When the Biblical writers pushed the notion of resurrection, they were pushing us to believe that life is more than we can see, taste, or feel. They wanted us to realize that there is a dimension and quality of life that is all but invisible to us–something much more comprehensive than the present–that if we miss out on, we are the most pitiful people on earth.
We do not know what resurrection will mean for us in the end. We cannot know how it will feel, work, or look. But we do have evidence that it is so. God has woven resurrection into our daily lives so that we can learn the shape of it and learn to trust the strength of it when our own times come.
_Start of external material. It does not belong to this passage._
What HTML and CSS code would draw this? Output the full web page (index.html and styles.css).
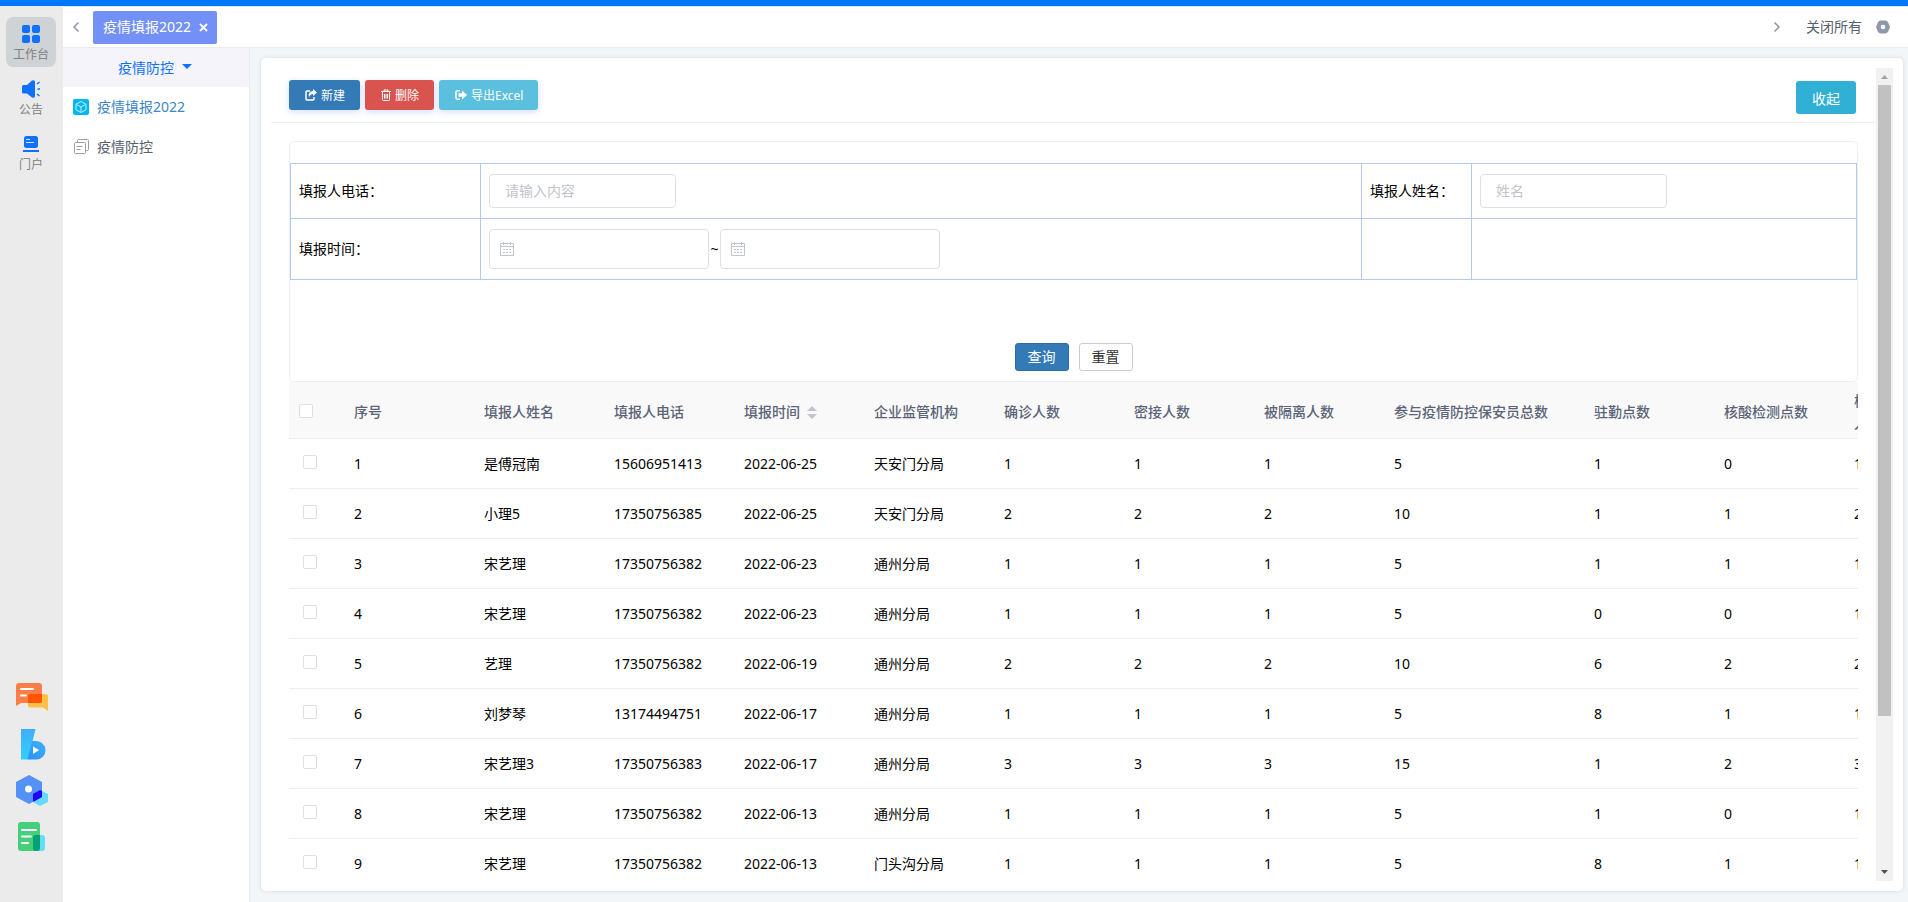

An example of resurrection: imagine that your child, or grandchild, has surgery, even low-risk surgery. While you sit in the waiting room, you think of all the possible outcomes. After a long few hours, the surgeon comes out to tell you that everything went smoothly. Relief spreads over your face and you think about how grateful you are for the gift of that child’s life. You thank God. You feel even more love swell inside of you. Why? Because you approached death (even if only in your mind), and you experienced a profound sense of God’s presence. You experienced a taste of resurrection.
Carole Parsons is an example of the evidence of resurrection. She lives in a cheaply furnished basement apartment in a decrepit Chicago bungalow. Every December, she invites someone for tea and Christmas cookies. Carole has little money. She suffers from muscular dystrophy. Her only daughter has multiple sclerosis. Her apartment is decorated with a scrawny, eighteen-inch Christmas tree with a few candy canes hanging from it. But when Carole sets out that plate of cookies, she inevitably speaks with heartfelt thanks about the difference Jesus makes in her life. You have the sense, sitting there with her, that Someone from Galilee has broken bread with her. Perhaps even that morning. Carole knows about resurrection.
For some, Easter is simply a pleasant rite of spring, a happy milestone on the journey from a wearisome winter to the warm days and emerging greenery of April and May. And that is enough. For some. But for Christians, that will never be enough! Easter must be more, much more. Easter means that there is a promise that emptiness is not the condition for which we were made. It means that unfinished business is not the end.
It is how God works, now and forever–not by protecting us from death but by bringing us back to life again– because life, not death, is God’s will for us. Every moment of our lives carries the seeds of that truth. Those who miss it are of all people most to be pitied. And those who believe it? Our hope shall never die.